I use GATK to make variants calling on exome sequencing data from human tumor samples, and have been using GATK for a few months now. In the VQSR step, I use the Mills_and_1000G_gold_standard.indels.hg19.vcf and dbsnp_137.hg19.vcf to filter out those common SNPs/Indels. I additionally use GATK's SelectVariant walker to select only variants. At the end of the GATK run, I still have about 2000 SNPs for the samples.
This number of mutations is not quite workable for biologists who do wet experiments, so I am always asked to narrow down the list of variants. I used the Polyphen2 score as a guide for the data filtration. The choice of a polyphen cut-off score is arbitrary - I use a minimum of 0.6, but it's hard to justify why I did not choose a different score. I want to do this filtration part more objectively without losing those correct and meaningful variants.

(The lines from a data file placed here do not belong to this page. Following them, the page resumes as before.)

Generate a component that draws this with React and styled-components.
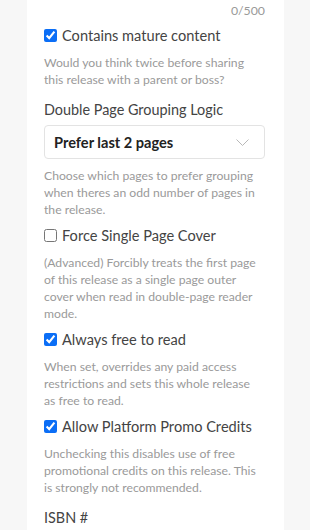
import React, { useState } from "react";
import styled, { createGlobalStyle } from "styled-components";

const GlobalStyle = createGlobalStyle`
  body {
    margin: 0;
    background: #f7f7f7;
    font-family: Lato, "Liberation Sans", sans-serif;
  }
`;

const options = [
  {
    id: "mature",
    label: "Contains mature content",
    checked: true,
    help: "Would you think twice before sharing this release with a parent or boss?",
  },
];

const afterSelect = [
  {
    id: "cover",
    label: "Force Single Page Cover",
    checked: false,
    help: "(Advanced) Forcibly treats the first page of this release as a single page outer cover when read in double-page reader mode.",
  },
  {
    id: "free",
    label: "Always free to read",
    checked: true,
    help: "When set, overrides any paid access restrictions and sets this whole release as free to read.",
  },
  {
    id: "promo",
    label: "Allow Platform Promo Credits",
    checked: true,
    help: "Unchecking this disables use of free promotional credits on this release. This is strongly not recommended.",
  },
];

function CheckOption({ label, help, defaultChecked }) {
  const [checked, setChecked] = useState(defaultChecked);
  return (
    <Group>
      <CheckRow>
        <CheckInput
          type="checkbox"
          checked={checked}
          onChange={() => setChecked(!checked)}
        />
        <CheckLabel>{label}</CheckLabel>
      </CheckRow>
      <Help>{help}</Help>
    </Group>
  );
}

export default function App() {
  return (
    <>
      <GlobalStyle />
      <Page>
        <Panel>
          <Counter>0/500</Counter>
          {options.map((o) => (
            <CheckOption
              key={o.id}
              label={o.label}
              help={o.help}
              defaultChecked={o.checked}
            />
          ))}
          <FieldLabel>Double Page Grouping Logic</FieldLabel>
          <SelectBox>
            <span>Prefer last 2 pages</span>
            <svg width="13" height="7" viewBox="0 0 13 7">
              <path d="M0.5 0.5l6 6 6-6" fill="none" stroke="#b8b8b8" strokeWidth="1" />
            </svg>
          </SelectBox>
          <Help>
            Choose which pages to prefer grouping when theres an odd number of
            pages in the release.
          </Help>
          {afterSelect.map((o) => (
            <CheckOption
              key={o.id}
              label={o.label}
              help={o.help}
              defaultChecked={o.checked}
            />
          ))}
          <FieldLabel>ISBN #</FieldLabel>
        </Panel>
      </Page>
    </>
  );
}

const Page = styled.div`
  height: 530px;
  overflow: hidden;
  padding: 0 26px 0 27px;
`;

const Panel = styled.div`
  background: #fff;
  height: 100%;
  padding: 3px 19px 0 17px;
  box-sizing: border-box;
`;

const Counter = styled.div`
  text-align: right;
  color: #999;
  font-size: 12.3px;
  line-height: 15px;
`;

const Group = styled.div`
  margin-top: 6px;
`;

const CheckRow = styled.label`
  display: flex;
  align-items: center;
  gap: 5px;
  height: 22px;
`;

const CheckInput = styled.input`
  width: 13px;
  height: 13px;
  margin: 0;
  accent-color: #0b6ef6;
`;

const CheckLabel = styled.span`
  font-size: 14.6px;
  color: #444;
`;

const Help = styled.p`
  margin: 8px 0 0;
  padding-right: 4px;
  font-size: 12.2px;
  line-height: 17px;
  color: #9a9a9a;
`;

const FieldLabel = styled.div`
  margin-top: 13px;
  font-size: 14.4px;
  line-height: 18px;
  color: #444;
`;

const SelectBox = styled.div`
  margin-top: 6px;
  height: 34px;
  box-sizing: border-box;
  border: 1px solid #e3e3e3;
  border-radius: 4px;
  display: flex;
  align-items: center;
  justify-content: space-between;
  padding: 0 15px 0 9px;
  font-size: 14.6px;
  font-weight: 700;
  color: #222;
`;
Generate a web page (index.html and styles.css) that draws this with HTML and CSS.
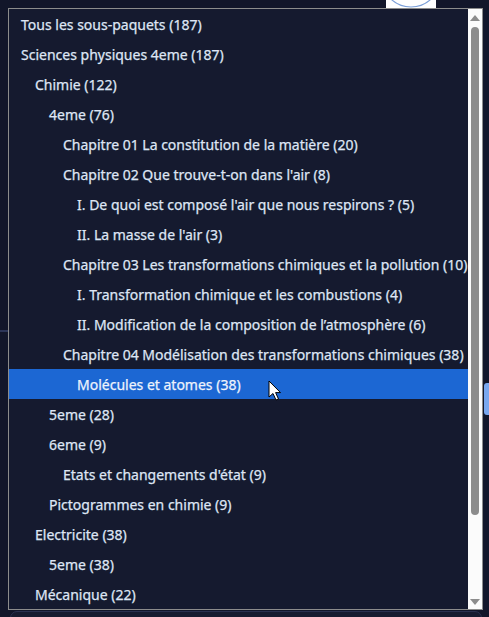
FILE: index.html
```html
<!DOCTYPE html>
<html lang="fr">
<head>
<meta charset="utf-8">
<title>Sous-paquets</title>
<link rel="stylesheet" href="styles.css">
</head>
<body>
<div class="bg-button"><svg width="50" height="8" viewBox="0 0 50 8"><circle cx="25" cy="-22.3" r="29.3" fill="none" stroke="#7b9fd8" stroke-width="1.2"/></svg></div>
<div class="bg-left-line"></div>
<div class="bg-right-tab"></div>
<div class="bg-bottom"></div>
<div class="popup">
  <ul class="list">
    <li class="row l0">Tous les sous-paquets (187)</li>
    <li class="row l0">Sciences physiques 4eme (187)</li>
    <li class="row l1">Chimie (122)</li>
    <li class="row l2">4eme (76)</li>
    <li class="row l3">Chapitre 01 La constitution de la matière (20)</li>
    <li class="row l3">Chapitre 02 Que trouve-t-on dans l'air (8)</li>
    <li class="row l4">I. De quoi est composé l'air que nous respirons ? (5)</li>
    <li class="row l4">II. La masse de l'air (3)</li>
    <li class="row l3">Chapitre 03 Les transformations chimiques et la pollution (10)</li>
    <li class="row l4">I. Transformation chimique et les combustions (4)</li>
    <li class="row l4">II. Modification de la composition de l’atmosphère (6)</li>
    <li class="row l3">Chapitre 04 Modélisation des transformations chimiques (38)</li>
    <li class="row l4 selected">Molécules et atomes (38)</li>
    <li class="row l2">5eme (28)</li>
    <li class="row l2">6eme (9)</li>
    <li class="row l3">Etats et changements d'état (9)</li>
    <li class="row l2">Pictogrammes en chimie (9)</li>
    <li class="row l1">Electricite (38)</li>
    <li class="row l2">5eme (38)</li>
    <li class="row l1">Mécanique (22)</li>
  </ul>
  <div class="scrollbar">
    <div class="arrow up"></div>
    <div class="thumb"></div>
    <div class="arrow down"></div>
  </div>
</div>
<svg class="cursor" width="14" height="22" viewBox="0 0 14 22"><path d="M1 1 L1 17 L5 13.5 L8 20 L10.5 19 L7.6 12.6 L12.5 12.6 Z" fill="#ffffff" stroke="#000000" stroke-width="1" stroke-linejoin="round"/></svg>
</body>
</html>
```
FILE: styles.css
```css
html, body {
  margin: 0;
  padding: 0;
}
body {
  width: 489px;
  height: 617px;
  overflow: hidden;
  background: #12162a;
  position: relative;
  font-family: "Noto Sans", "DejaVu Sans", sans-serif;
  font-size: 14px;
  padding: 8px 0 0 8px;
  box-sizing: border-box;
}
.popup {
  position: relative;
  z-index: 1;
  width: 475px;
  height: 602px;
  box-sizing: border-box;
  border: 1px solid #8c8c8c;
  background: #151a2f;
  display: flex;
}
.list {
  list-style: none;
  margin: 0;
  padding: 0;
  flex: 1;
  min-width: 0;
}
.row {
  box-sizing: border-box;
  height: 30px;
  padding-top: 1px;
  line-height: 29px;
  color: #dfe6f5;
  -webkit-text-stroke: 0.25px currentColor;
  white-space: nowrap;
  padding-left: 12px;
}
.l1 { padding-left: 26px; }
.l2 { padding-left: 40px; }
.l3 { padding-left: 54px; }
.l4 { padding-left: 68px; }
.selected {
  background: #1c67d3;
  color: #eef3fc;
}
.scrollbar {
  width: 14px;
  background: #fbfbfb;
  display: flex;
  flex-direction: column;
  align-items: center;
}
.arrow {
  width: 0;
  height: 0;
  border-left: 5px solid transparent;
  border-right: 5px solid transparent;
}
.arrow.up {
  margin-top: 6px;
  border-bottom: 6px solid #8c8c8c;
}
.arrow.down {
  margin-bottom: 4px;
  border-top: 6px solid #8c8c8c;
}
.thumb {
  width: 8px;
  margin-top: 6px;
  height: 488px;
  border-radius: 4px;
  background: #8c8c8c;
  margin-bottom: auto;
}
.bg-button {
  position: absolute;
  left: 386px;
  top: 0;
  width: 50px;
  height: 8px;
  background: #ffffff;
}
.bg-button svg { display: block; }
.bg-left-line {
  position: absolute;
  left: 0;
  top: 330px;
  width: 8px;
  height: 2px;
  background: #2c3558;
}
.bg-right-tab {
  position: absolute;
  left: 484px;
  top: 383px;
  width: 5px;
  height: 32px;
  background: #7aa8f0;
  border-radius: 3px 0 0 3px;
}
.bg-bottom {
  position: absolute;
  left: 10px;
  top: 611px;
  width: 470px;
  height: 12px;
  border: 1px solid #2a3050;
  border-radius: 8px;
  background: #171b30;
}
.cursor {
  position: absolute;
  left: 268px;
  top: 380px;
  z-index: 5;
}
```
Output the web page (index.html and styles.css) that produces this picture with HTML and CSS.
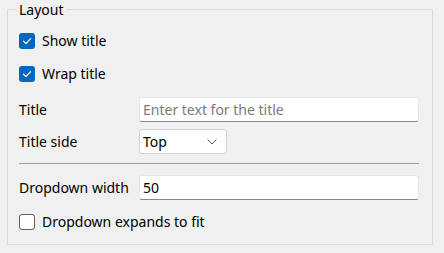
FILE: index.html
```html
<!DOCTYPE html>
<html lang="en">
<head>
<meta charset="UTF-8">
<title>Layout settings</title>
<link rel="stylesheet" href="styles.css">
</head>
<body>
<fieldset class="group">
    <legend class="group-title">Layout</legend>

    <label class="check-row first">
        <span class="box checked">
            <svg viewBox="0 0 16 16" width="16" height="16"><path d="M4.5 8.2 L7 10.6 L11.6 5.6" fill="none" stroke="#fff" stroke-width="1.2" stroke-linecap="round" stroke-linejoin="round"/></svg>
        </span>
        <span>Show title</span>
    </label>

    <label class="check-row">
        <span class="box checked">
            <svg viewBox="0 0 16 16" width="16" height="16"><path d="M4.5 8.2 L7 10.6 L11.6 5.6" fill="none" stroke="#fff" stroke-width="1.2" stroke-linecap="round" stroke-linejoin="round"/></svg>
        </span>
        <span>Wrap title</span>
    </label>

    <div class="field-row title-row">
        <label for="title">Title</label>
        <input type="text" id="title" class="text-box" placeholder="Enter text for the title">
    </div>

    <div class="field-row side-row">
        <label for="side">Title side</label>
        <div class="select-wrap">
            <select id="side" class="drop">
                <option>Top</option>
                <option>Bottom</option>
                <option>Left</option>
                <option>Right</option>
            </select>
            <svg class="chev" viewBox="0 0 10 6" width="10" height="6"><path d="M0.5 0.5 L5 5 L9.5 0.5" fill="none" stroke="#555" stroke-width="1"/></svg>
        </div>
    </div>

    <hr class="sep">

    <div class="field-row width-row">
        <label for="ddWidth">Dropdown width</label>
        <input type="text" id="ddWidth" class="text-box" value="50">
    </div>

    <label class="check-row last">
        <span class="box"></span>
        <span>Dropdown expands to fit</span>
    </label>
</fieldset>
</body>
</html>
```

FILE: styles.css
```css
body {
    margin: 0;
    background-color: #f0f0f0;
    font-family: "Noto Sans", sans-serif;
    font-size: 14px;
    color: #000;
}

.group {
    margin: 0 11px 0 7px;
    padding: 0 13px 14px 8px;
    border: 1px solid #d9d9d9;
    height: 245px;
    box-sizing: border-box;
}

.group-title {
    padding: 0 3px;
    line-height: 19px;
}

.check-row {
    display: flex;
    align-items: center;
    gap: 7px;
    height: 16px;
    margin-left: 3px;
    line-height: 16px;
}

.check-row.first {
    margin-top: 14px;
}

.check-row + .check-row {
    margin-top: 17px;
}

.box {
    width: 16px;
    height: 16px;
    box-sizing: border-box;
    border: 1px solid #5f5f5f;
    border-radius: 3px;
    background-color: #fff;
    flex: none;
}

.box.checked {
    border: none;
    background-color: #0067c0;
}

.box svg {
    display: block;
}

.field-row {
    display: grid;
    grid-template-columns: 120px 1fr;
    align-items: center;
    margin-left: 3px;
    height: 25px;
}

.title-row {
    margin-top: 15px;
}

.side-row {
    margin-top: 7px;
}

.text-box {
    height: 25px;
    box-sizing: border-box;
    border: 1px solid #e6e6e6;
    border-bottom: 1px solid #878787;
    border-radius: 3px;
    background-color: #fff;
    padding: 0 3px;
    font-family: inherit;
    font-size: 14px;
    color: #000;
    outline: none;
}

.text-box::placeholder {
    color: #7a7a7a;
}

.select-wrap {
    position: relative;
    width: 88px;
    height: 25px;
}

.drop {
    appearance: none;
    width: 88px;
    height: 25px;
    box-sizing: border-box;
    border: 1px solid #d3d3d3;
    border-radius: 3px;
    background-color: #fff;
    padding: 0 3px;
    font-family: inherit;
    font-size: 14px;
    color: #000;
}

.chev {
    position: absolute;
    right: 10px;
    top: 10px;
}

.sep {
    margin: 9px 0 0 3px;
    border: none;
    border-top: 1px solid #a0a0a0;
    height: 0;
}

.width-row {
    margin-top: 11px;
}

.check-row.last {
    margin-top: 14px;
}
```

I've heard people use dbSNP 130 vcf and NHLBI exome seq data http://evs.gs.washington.edu/EVS/#tabs-7 to filter the VCF results. It looks to me people are trying to filter out those previously identified variants as many as possible - just to get the variants uniquely identified in their samples. I am a little bit concerned about the way of this practice. Unique variants may not tell a whole picture of what's going on in the tumor samples. So I would like to discuss with you guys what's the best practice of filtering VCF for meaningful research.
Do you also have paired normal samples from the sample subject? If so, you could filter out germline variants and keep only somatic variants for your tumor samples.